While visiting the State Fair: ‘Thank A Farmer’
During the State Fair, which will run from Sept. 24 through Oct. 3 at The Meadow Event Park in Caroline County, Farm Bureau will be emphasizing the importance of farming. The organization’s Farm Safety Advisory Committee is spearheading an effort to demonstrate to farmers how much the public supports their work.
Visitors to Farm Bureau’s exhibit space will be encouraged to write messages or draw pictures that illustrate how much they appreciate farmers providing them with food, fiber and fuel. They also will be asked to share their support on social media using the hashtag, #VaLovesFarmers.
“Farmers do so much for Virginians, and they work hard every day. Farming can be extremely stressful and adversely affect farmers’ mental health,” explained Dana Fisher, chair of the VFBF safety committee. “We wanted a tangible way for the public to show its support of farmers. And since so many people visit the State Fair, we thought this would be a good place to kick off this program.”
Children will be able to fill in farm-themed coloring sheets using soy-based crayons, and adults can provide hand-written messages of thanks and encouragement. Drawings and notes will be displayed beside the Meadow Pavilion.

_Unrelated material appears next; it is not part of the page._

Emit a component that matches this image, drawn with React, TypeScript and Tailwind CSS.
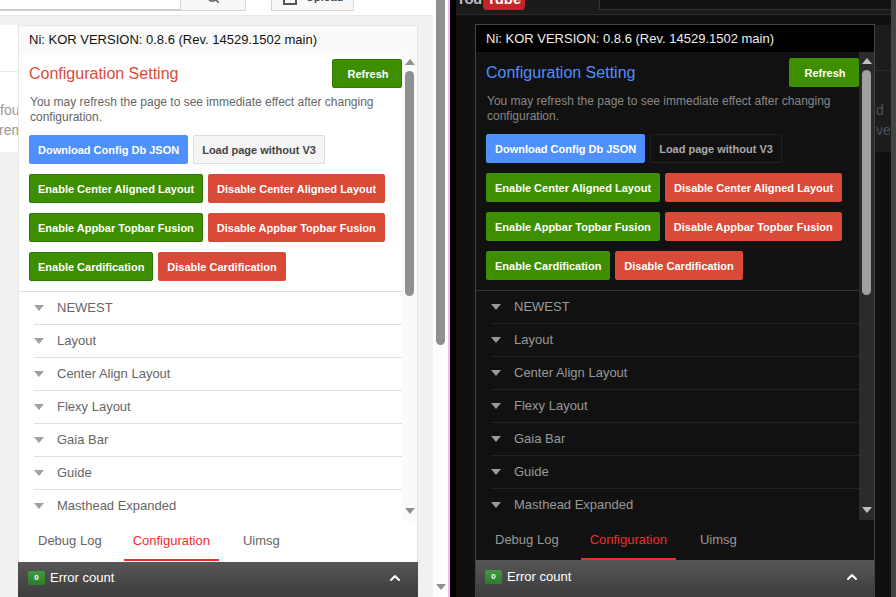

After the fair, the display will be exhibited at the VFBF Annual Convention, one of the state’s largest annual gatherings of farmers.
Additionally, some fairgoers will be interviewed about their thoughts on agriculture and farmers. Those videotaped messages will be shared on social media.
“Agriculture remains the foundation of Virginia’s economy and our largest private industry,” said Brad Copenhaver, commissioner of the Virginia Department of Agriculture and Consumer Services. “In addition to providing us with food, fiber and fuel, agriculture can also support recreation, tourism, wildlife habitat, biodiversity, land conservation and flood mitigation, and improve water quality, soil health and carbon sequestration. The Thank A Farmer program lets farmers know how much we appreciate their contributions to our everyday lives and as stewards of our land, water and other natural resources.”
Fair visitors will be able to explore the importance of Virginia agriculture through interactive features of the Farm Bureau exhibit. Among the activities will be a tractor simulator equipped with videos that let people steer their way through a day on the farm. Fairgoers also can enjoy learning the benefits of Virginia’s commodities by selecting from several short videos on a farm products display.
“There will be a lot of interactive, self-guided activities,” said Whitney Perkins, assistant director of agriculture, development and innovation, who is heading up the organization’s presence at the fair. “We’ve geared the content in a way that everyone can learn something.”
Children will be able to get hands-on and match products with corresponding agriculture commodities through a tactile My Plate activity board. In addition, they can rotate through various Virginia farming facts on a silo equipped with a digital display and tractor steering wheel.